L’abbandono

Questa mattina alla fine della mia lezione di yoga, con il corpo un pò affaticato, inizia il momento di rilassamento. La mia cara e bravissima insegnante, mentre mi conduce la sua voce che sembra fatta apposta per allontanare da ciò che è superfluo, mi invita a rilassarmi e mi suggerisce: “Lascia andare i piedi, abbandona i polpacci, le gambe…Abbandona la schiena, abbandona le spalle, il collo, la testa…”

Ma come si fa ad abbandonare la testa, a lasciare andare i piedi o le spalle che sono parte di me?

All’istante, come un flash di cui si accorge anche lei per l’espressione del mio viso, inizio a riflettere su cosa voglia dire “abbandona!”.

Sono presa subito da una dolce suggestione e, nella composizione della parola, scorgo la presenza del “dono”: abban-dono.

Glielo comunico e ad ogni mia osservazione, ne arrivavano tante altre da lei come avviene quando c’è intesa: un fermento che dà origine a un gioco di scoperte. Ci siamo abbandonate alle nostre percezioni, alle emozioni tutte proiettate all’abbandono come un’azione centrata sul dono.

Da una lezione di yoga è nata una magia che mi ha aperto a significati nascosti che forse avevo proprio bisogno di ritrovare o addirittura di scoprire per la prima volta.

L’abbandono come separazione in un significato positivo.

Ho ricordato che “a o ab e l’ablativo” in latino traduce provenienza da un luogo lontano; “ab- dono” come se, ogni volta che abbandono qualcosa, dato che proviene da altra realtà, dovrei mettere in conto di doverla lasciare andare o di rischiare di perderla.

Cerco ancora su Google e trovo un’altra etimologia dal tedesco: abbandono da ab- handen, far cadere dalla mano. Lasciar cadere via da me, lasciare vuota la mia mano facendo cadere ciò che contiene.

Risulta illuminante questo significato di abban-dono nell’antitesi al controllo! È proprio l’approccio opposto.

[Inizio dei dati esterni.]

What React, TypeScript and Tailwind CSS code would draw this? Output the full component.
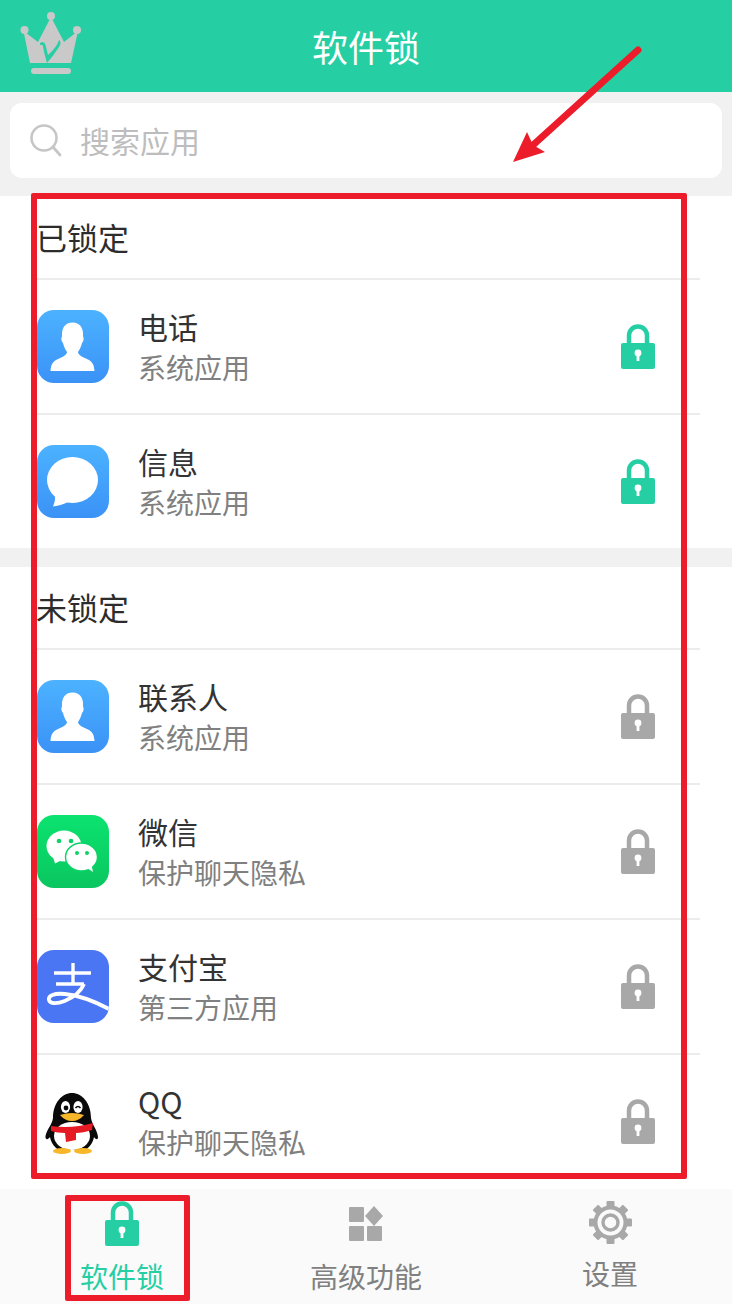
import React from 'react';

const cjk = { fontFamily: '"Noto Sans CJK SC", "Noto Sans", sans-serif' };

function LockIcon({ color }: { color: string }) {
  return (
    <svg width="34" height="45" viewBox="0 0 34 45" className="shrink-0">
      <path d="M8 20 V11.5 a9 9 0 0 1 18 0 V20" fill="none" stroke={color} strokeWidth="4.5" />
      <rect x="0" y="19" width="34" height="26" rx="2" fill={color} />
      <circle cx="17" cy="29" r="3.4" fill="#fff" />
      <rect x="15.6" y="30" width="2.8" height="7" fill="#fff" />
    </svg>
  );
}

function Crown() {
  return (
    <svg width="64" height="64" viewBox="0 0 64 64" className="shrink-0">
      <g fill="#c9c9c9">
        <circle cx="31" cy="5" r="4" />
        <circle cx="4.5" cy="19" r="4" />
        <circle cx="57" cy="19" r="4" />
        <path d="M10 52 L3.5 20 L18 31 L31 6 L44 31 L58 20 L51 52 Z" />
        <rect x="11" y="57" width="40" height="6" rx="3" />
      </g>
      <path d="M20 32 Q24 29 25.5 34 L28 44 Q37 36 39 29 Q42 31 39 36 Q34 44 27 52 Q24 42 23 35 Q22 33 20 34 Z" fill="#27cfa4" />
    </svg>
  );
}

function SearchIcon() {
  return (
    <svg width="32" height="34" viewBox="0 0 32 34" className="shrink-0">
      <circle cx="14" cy="14" r="12.5" fill="none" stroke="#c6c6c6" strokeWidth="2.6" />
      <path d="M23 23 L30 31" stroke="#c6c6c6" strokeWidth="2.8" strokeLinecap="round" />
    </svg>
  );
}

function PersonIcon() {
  return (
    <div className="w-[72px] h-[73px] rounded-[17px] bg-gradient-to-b from-[#4cb2ff] to-[#3b92f6] shrink-0 flex items-center justify-center">
      <svg width="72" height="73" viewBox="0 0 72 73">
        <path d="M35.5 12.5 C43 12.5 46.5 18 46 26 C46 27 47 27.5 46.5 30 C46 32 45.5 32.5 45 33 C44 37 42.5 40 41 42 C41.5 46 47 47.5 51 49.5 C55 51.5 57 54 57.5 61 H13.5 C14 54 16 51.5 20 49.5 C24 47.5 29.5 46 30 42 C28.5 40 27 37 26 33 C25.5 32.5 25 32 24.5 30 C24 27.5 25 27 25 26 C24.5 18 28 12.5 35.5 12.5 Z" fill="#fff" />
      </svg>
    </div>
  );
}

function MessageIcon() {
  return (
    <div className="w-[72px] h-[73px] rounded-[17px] bg-gradient-to-b from-[#4cb2ff] to-[#3b92f6] shrink-0 flex items-center justify-center">
      <svg width="72" height="73" viewBox="0 0 72 73">
        <ellipse cx="35.5" cy="35" rx="25.5" ry="23" fill="#fff" />
        <path d="M17 47 C19 52 18 57 16 61.5 C22 61 27 59 31 57 Z" fill="#fff" />
      </svg>
    </div>
  );
}

function WechatIcon() {
  return (
    <div className="w-[72px] h-[73px] rounded-[17px] bg-gradient-to-b from-[#0be36f] to-[#0ac660] shrink-0 flex items-center justify-center">
      <svg width="72" height="73" viewBox="0 0 72 73">
        <ellipse cx="27" cy="31" rx="17.5" ry="15.5" fill="#fff" />
        <path d="M16 42 L18 48.5 L25 45 Z" fill="#fff" />
        <circle cx="22" cy="26" r="2.3" fill="#0bd368" />
        <circle cx="34" cy="26" r="2.3" fill="#0bd368" />
        <ellipse cx="44.5" cy="42" rx="16" ry="14" fill="#fff" stroke="#0bd368" strokeWidth="1.4" />
        <path d="M50 53 L56 57 L54.5 50 Z" fill="#fff" />
        <circle cx="40" cy="38" r="2" fill="#0bd368" />
        <circle cx="50" cy="38" r="2" fill="#0bd368" />
      </svg>
    </div>
  );
}

function AlipayIcon() {
  return (
    <div className="w-[72px] h-[73px] rounded-[17px] bg-[#4a76f4] shrink-0 overflow-hidden">
      <svg width="72" height="73" viewBox="0 0 72 73">
        <g fill="none" stroke="#fff" strokeWidth="3.4">
          <path d="M17 23 H54" />
          <path d="M36 13 V34" />
          <path d="M47 34 C40 50 14 58 12 50 C10 41 36 40 72 59" strokeWidth="3.8" />
          <path d="M19 34 H47" />
        </g>
      </svg>
    </div>
  );
}

function QQIcon() {
  return (
    <div className="w-[72px] h-[73px] shrink-0 flex items-center justify-center">
      <svg width="72" height="73" viewBox="0 0 72 73">
        <path d="M8.5 51 C10 44 15 40 16 33 C16 18 25 8 35 8 C45 8 54 18 54 33 C55 40 60 44 61 52 C61 55 59 55 57 52 C56 58 52 63 48 65 H22 C18 63 14 58 13 52 C11 55 8 55 8.5 51 Z" fill="#0a0a0a" />
        <ellipse cx="35" cy="51" rx="18" ry="14" fill="#fff" />
        <ellipse cx="28.5" cy="22" rx="4.6" ry="6" fill="#fff" />
        <ellipse cx="41" cy="22" rx="4.6" ry="6" fill="#fff" />
        <circle cx="29" cy="23" r="2.4" fill="#0a0a0a" />
        <path d="M38.5 23 Q41 20 43.5 23" fill="none" stroke="#0a0a0a" strokeWidth="1.6" />
        <path d="M23 30 Q35 26 47 30 Q42 36 35 36 Q28 36 23 30 Z" fill="#f8b62a" />
        <path d="M14 41 Q35 44 56 38 L55 45 Q46 48 39 48 L39 55 L29 57 L28 48 Q20 48 14 46 Z" fill="#e51a24" />
        <ellipse cx="25" cy="66" rx="9" ry="3" fill="#f8b62a" />
        <ellipse cx="46" cy="66" rx="9" ry="3" fill="#f8b62a" />
      </svg>
    </div>
  );
}

function GridIcon() {
  return (
    <svg width="34" height="35" viewBox="0 0 34 35">
      <g fill="#a8a8a8">
        <rect x="0" y="1" width="15" height="15" rx="1" />
        <path d="M25 0 L34 10 L25 20 L16 10 Z" />
        <rect x="0" y="20" width="15" height="15" rx="1" />
        <rect x="18" y="20" width="15" height="15" rx="1" />
      </g>
    </svg>
  );
}

function GearIcon() {
  return (
    <svg width="43" height="43" viewBox="0 0 43 43">
      <g fill="#a8a8a8">
        {[0, 45, 90, 135, 180, 225, 270, 315].map((a) => (
          <rect key={a} x="17.5" y="0" width="8" height="8" rx="1" transform={`rotate(${a} 21.5 21.5)`} />
        ))}
      </g>
      <circle cx="21.5" cy="21.5" r="15" fill="none" stroke="#a8a8a8" strokeWidth="4" />
      <circle cx="21.5" cy="21.5" r="7.5" fill="none" stroke="#a8a8a8" strokeWidth="3.4" />
    </svg>
  );
}

type AppRow = { name: string; sub: string; icon: React.ReactNode };

const lockedApps: AppRow[] = [
  { name: '电话', sub: '系统应用', icon: <PersonIcon /> },
  { name: '信息', sub: '系统应用', icon: <MessageIcon /> },
];

const unlockedApps: AppRow[] = [
  { name: '联系人', sub: '系统应用', icon: <PersonIcon /> },
  { name: '微信', sub: '保护聊天隐私', icon: <WechatIcon /> },
  { name: '支付宝', sub: '第三方应用', icon: <AlipayIcon /> },
  { name: 'QQ', sub: '保护聊天隐私', icon: <QQIcon /> },
];

function Row({ app, lockColor }: { app: AppRow; lockColor: string }) {
  return (
    <div className="h-[135px] ml-[36px] mr-[32px] border-t-2 border-[#ececec] flex items-center pl-px pr-[45px]">
      {app.icon}
      <div className="ml-[29px] flex-1 flex flex-col">
        <div className="text-[30px] leading-[41px] text-[#333333]">{app.name}</div>
        <div className="text-[28px] leading-[40px] text-[#808080]">{app.sub}</div>
      </div>
      <LockIcon color={lockColor} />
    </div>
  );
}

function SectionTitle({ children, height }: { children: React.ReactNode; height: string }) {
  return (
    <div className={`${height} pl-[36px] flex items-center text-[31px] text-[#2c2c2c]`}>{children}</div>
  );
}

export default function App() {
  return (
    <div className="relative w-[732px] h-[1304px] overflow-hidden bg-white flex flex-col" style={cjk}>
      <header className="relative h-[92px] bg-[#26cfa3] flex items-center justify-center shrink-0">
        <div className="absolute left-[20px] top-[11px]">
          <Crown />
        </div>
        <span className="text-[36px] text-white">软件锁</span>
      </header>

      <div className="h-[104px] bg-[#f1f1f1] pt-[11px] px-[10px] shrink-0">
        <div className="h-[75px] bg-white rounded-[12px] flex items-center pl-[20px] gap-[18px]">
          <SearchIcon />
          <span className="text-[30px] text-[#bdbdbd]">搜索应用</span>
        </div>
      </div>

      <SectionTitle height="h-[82px]">已锁定</SectionTitle>
      {lockedApps.map((app) => (
        <Row key={app.name} app={app} lockColor="#26cfa3" />
      ))}

      <div className="h-[19px] bg-[#f1f1f1] shrink-0" />

      <SectionTitle height="h-[81px]">未锁定</SectionTitle>
      {unlockedApps.map((app) => (
        <Row key={app.name} app={app} lockColor="#a8a8a8" />
      ))}

      <nav className="flex-1 bg-[#fafafa] grid grid-cols-3 mt-px">
        <div className="flex flex-col items-center pt-[12px]">
          <LockIcon color="#26cfa3" />
          <span className="text-[28px] leading-[40px] mt-[10px] text-[#26cfa3]">软件锁</span>
        </div>
        <div className="flex flex-col items-center pt-[17px]">
          <GridIcon />
          <span className="text-[28px] leading-[40px] mt-[15px] text-[#808080]">高级功能</span>
        </div>
        <div className="flex flex-col items-center pt-[12px]">
          <GearIcon />
          <span className="text-[28px] leading-[40px] mt-[9px] text-[#808080]">设置</span>
        </div>
      </nav>

      {/* red annotations on top of the screenshot */}
      <div className="absolute left-[31px] top-[193px] w-[656px] h-[986px] border-[6px] border-[#ec1c2b] rounded-[2px]" />
      <div className="absolute left-[65px] top-[1195px] w-[125px] h-[106px] border-[6px] border-[#ec1c2b] rounded-[2px]" />
      <svg className="absolute left-0 top-0" width="732" height="200" viewBox="0 0 732 200">
        <path d="M638 50 L532 146" stroke="#ec1c2b" strokeWidth="7" strokeLinecap="round" />
        <path d="M513 162 L527 132 L533 145 L545 152 Z" fill="#ec1c2b" />
      </svg>
    </div>
  );
}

Nell’abban-dono siamo difronte alla perdita di controllo su qualcosa che viene da altro e ad altro tende come un lascito, un regalo gratuito, una donazione che avviene quando riconosco a ciò che lascio, una vita autonoma. Se penso ai piedi, alle mani che dovrei lasciare andare nel momento del rilassamento è inevitabile attribuirgli un rispetto volto al riconoscimento del loro valore intrinseco.

Rispetto per ciò che è in assoluto.

Immagino per analogia di poter applicare nelle relazioni quotidiane questo riconoscimento di rispetto dovuto al valore in sé …Abbandono alla vita, abbandono all’amore, abbandono alla crescita…

Pensato per i propri figli, ad esempio, è curarli in quanto valore in sé, rispettandone la natura indipendente in tutte le sue sfaccettature ed apprezzandone l’unicità. Non si tratta di lasciare che si arrangi da solo ma il mio amore per lui o per lei è “a mani aperte”, senza stringere costantemente le sue, pur mostrandomi pronte ad intervenire su richiesta o quando la responsabilità me lo chieda. Un genitore pronto, attento, in ascolto, capace di afferrare la mano e abbandonarla quando cessa il pericolo.

Pensato per la coppia, ti abbandono, ti faccio dono del tuo essere te stesso affinché il nostro progetto di amore ti dia la possibilità massima di esprimer tutta la tua magnificenza. Esserci con tutto se stesso dentro e fuori dalla coppia ma senza possesso. Ti ho incontrato, ci siamo ritrovati insieme, sei venuto da lontano perché appartieni alla tua vita ed in essa io ti lascio camminare per farti ritrovare te stesso senza legacci, catene, senso di proprietà.

In una società liquida, veloce, “orizzontale” è davvero forte la tentazione di tenere tutto sotto stretto controllo. Tutto sembra sfuggente, precario, volatile ed è forse il tempo di coniugare in altri modi la nostra capacità di amare.